Transformer总架构
在实现完输入部分、编码器、解码器和输出部分之后,就可以封装各个部件为一个完整的实体类了。
【Transformer从零开始代码实现 pytoch版】(一)输入部件:embedding+positionalEncoding
【Transformer从零开始代码实现 pytoch版】(二)Encoder编码器组件:mask + attention + feed forward + add&norm
【Transformer从零开始代码实现 pytoch版】(三)Decoder编码器组件:多头自注意力+多头注意力+全连接层+规范化层
【Transformer从零开始代码实现 pytoch版】(四)输出部件:Linear+softmax
编码器-解码器总结构代码实现
class EncoderDecoder(nn.Module):
""" 编码器解码器架构实现、定义了初始化、forward、encode和decode部件
"""
def __init__(self, encoder, decoder, source_embed, target_embed, generator):
""" 传入五大部件参数
:param encoder: 编码器
:param decoder: 解码器
:param source_embed: 源数据embedding函数
:param target_embed: 目标数据embedding函数
:param generator: 输出部分类被生成器对象
"""
super(EncoderDecoder, self).__init__()
self.encoder = encoder
self.decoder = decoder
self.src_embed = source_embed
self.tgt_embed = target_embed
self.generator = generator # 生成器后面会专门用到
def forward(self, source, target, source_mask, target_mask):
""" 构建数据流入流出
:param source: 源数据
:param target: 目标数据
:param source_mask: 源数据掩码张量
:param target_mask: 目标数据掩码张量
:return:
"""
# 注意这里先用的encode和decode函数,又才在其函数里面,再用了encoder和decoder
return self.decode(self.encode(source, source_mask), source_mask, target, target_mask)

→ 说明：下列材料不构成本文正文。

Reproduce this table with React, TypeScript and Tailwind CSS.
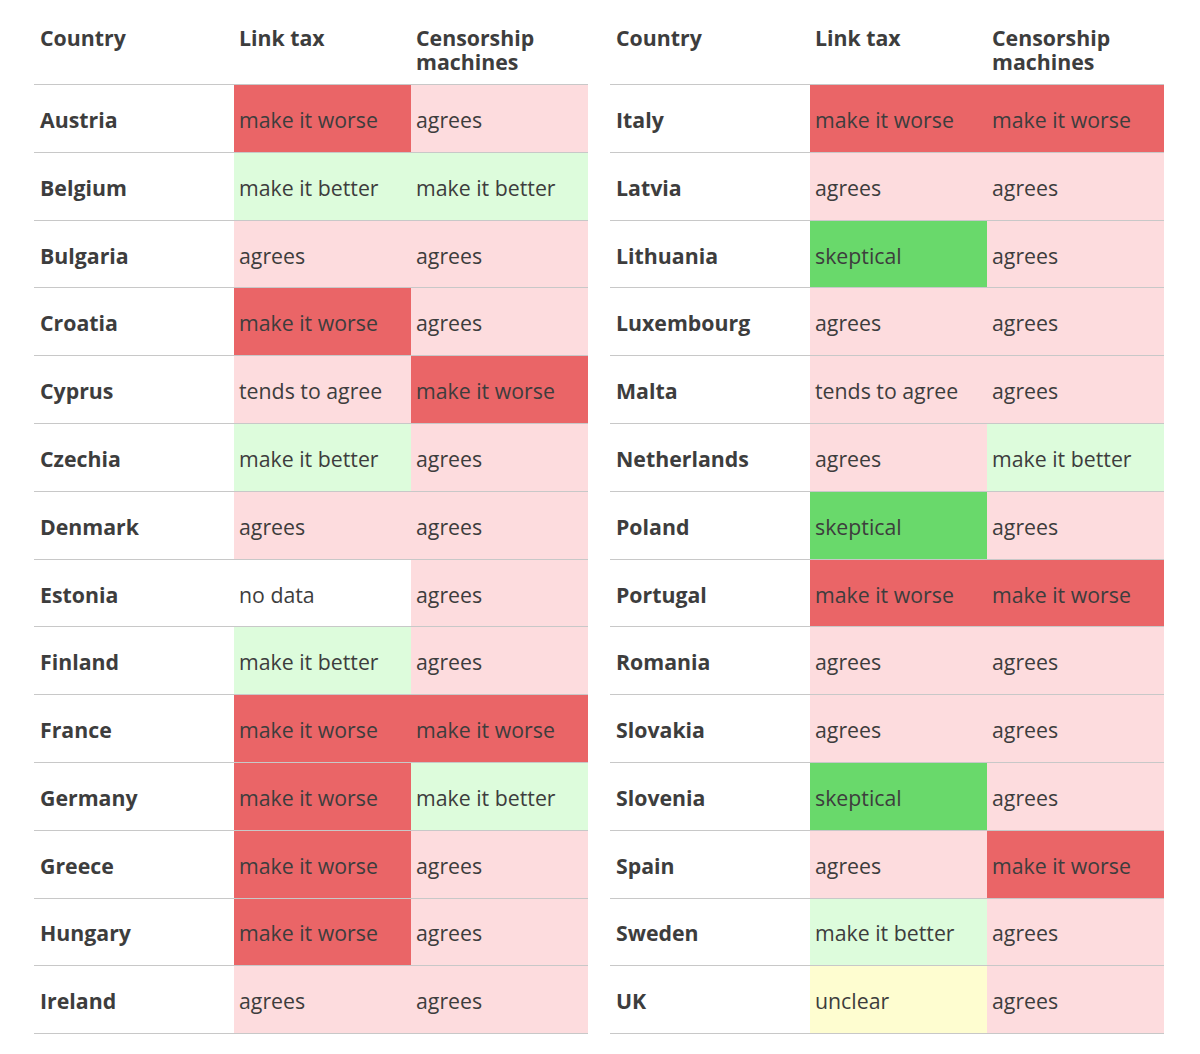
import React from 'react'

type Rating = 'worse' | 'better' | 'agrees' | 'tends' | 'skeptical' | 'unclear' | 'nodata'

const styles: Record<Rating, { label: string; bg: string }> = {
  worse: { label: 'make it worse', bg: 'bg-[#ea6567]' },
  better: { label: 'make it better', bg: 'bg-[#ddfcdc]' },
  agrees: { label: 'agrees', bg: 'bg-[#fddcde]' },
  tends: { label: 'tends to agree', bg: 'bg-[#fddcde]' },
  skeptical: { label: 'skeptical', bg: 'bg-[#69d96b]' },
  unclear: { label: 'unclear', bg: 'bg-[#fefdd0]' },
  nodata: { label: 'no data', bg: 'bg-white' },
}

const left: [string, Rating, Rating][] = [
  ['Austria', 'worse', 'agrees'],
  ['Belgium', 'better', 'better'],
  ['Bulgaria', 'agrees', 'agrees'],
  ['Croatia', 'worse', 'agrees'],
  ['Cyprus', 'tends', 'worse'],
  ['Czechia', 'better', 'agrees'],
  ['Denmark', 'agrees', 'agrees'],
  ['Estonia', 'nodata', 'agrees'],
  ['Finland', 'better', 'agrees'],
  ['France', 'worse', 'worse'],
  ['Germany', 'worse', 'better'],
  ['Greece', 'worse', 'agrees'],
  ['Hungary', 'worse', 'agrees'],
  ['Ireland', 'agrees', 'agrees'],
]

const right: [string, Rating, Rating][] = [
  ['Italy', 'worse', 'worse'],
  ['Latvia', 'agrees', 'agrees'],
  ['Lithuania', 'skeptical', 'agrees'],
  ['Luxembourg', 'agrees', 'agrees'],
  ['Malta', 'tends', 'agrees'],
  ['Netherlands', 'agrees', 'better'],
  ['Poland', 'skeptical', 'agrees'],
  ['Portugal', 'worse', 'worse'],
  ['Romania', 'agrees', 'agrees'],
  ['Slovakia', 'agrees', 'agrees'],
  ['Slovenia', 'skeptical', 'agrees'],
  ['Spain', 'agrees', 'worse'],
  ['Sweden', 'better', 'agrees'],
  ['UK', 'unclear', 'agrees'],
]

function Cell({ r }: { r: Rating }) {
  const s = styles[r]
  return (
    <div className={`w-[177px] h-full flex items-center pl-[5px] pt-[3px] ${s.bg}`}>
      {s.label}
    </div>
  )
}

function CountryTable({ rows }: { rows: [string, Rating, Rating][] }) {
  return (
    <div className="w-[554px]">
      <div className="flex font-bold leading-[24px] pt-[26px] pb-[10px] border-b border-[#c8c8c8]">
        <div className="w-[200px] pl-[6px]">Country</div>
        <div className="w-[177px] pl-[5px]">Link tax</div>
        <div className="w-[177px] pl-[5px]">
          Censorship
          <br />
          machines
        </div>
      </div>
      {rows.map(([country, a, b]) => (
        <div key={country} className="flex h-[67.8px] border-b border-[#c8c8c8]">
          <div className="w-[200px] flex items-center pl-[6px] pt-[3px] font-bold">{country}</div>
          <Cell r={a} />
          <Cell r={b} />
        </div>
      ))}
    </div>
  )
}

export default function App() {
  return (
    <div
      className="w-[1200px] h-[1054px] bg-white text-[#3d3d3d] text-[21.3px]"
      style={{ fontFamily: '"Open Sans", "Noto Sans", sans-serif' }}
    >
      <div className="flex gap-[22px] pl-[34px]">
        <CountryTable rows={left} />
        <CountryTable rows={right} />
      </div>
    </div>
  )
}
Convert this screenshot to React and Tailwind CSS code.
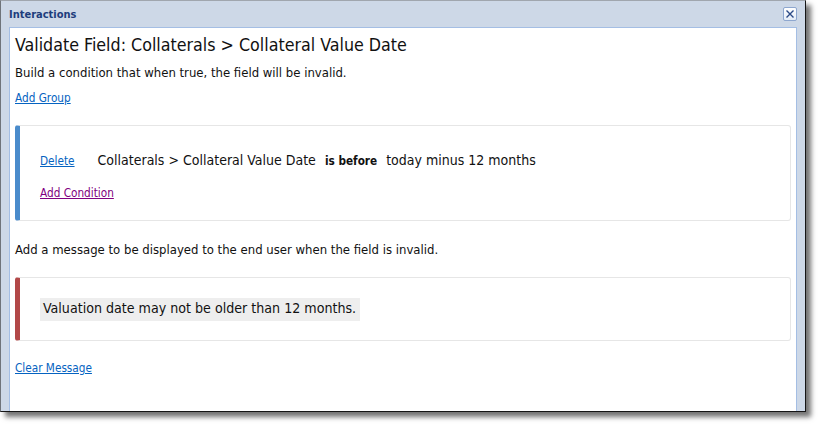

def encode(self, source, source_mask):
""" 编码函数,编码部件
:param source: 源数据张量
:param source_mask: 源数据的掩码张量
:return: 经过解码器的输出
"""
return self.encoder(self.src_embed(source), source_mask)
def decode(self, memory, source_mask, target, target_mask):
""" 解码函数,解码部件
:param memory:编码器的输出QV
:param source_mask:源数据的掩码张量
:param target:目标数据
:param target_mask:目标数据的掩码张量
:return:
"""
return self.decoder(self.tgt_embed(target), memory, source_mask, target_mask)
示例
# 输入参数
vocab_size = 1000
size = d_model = 512
# 编码器部分
dropout = 0.2
d_ff = 64 # 隐藏层参数
head = 8 # 注意力头数
c = copy.deepcopy
attn = MultiHeadedAttention(head, d_model)
ff = PositionwiseFeedForward(d_model, d_ff, dropout)
encoder_layer = EncoderLayer(size, c(attn), c(ff), dropout)
encoder_N = 8
encoder = Encoder(encoder_layer, encoder_N)
# 解码器部分
dropout = 0.2
d_ff = 64
head = 8
c = copy.deepcopy
attn = MultiHeadedAttention(head, d_model)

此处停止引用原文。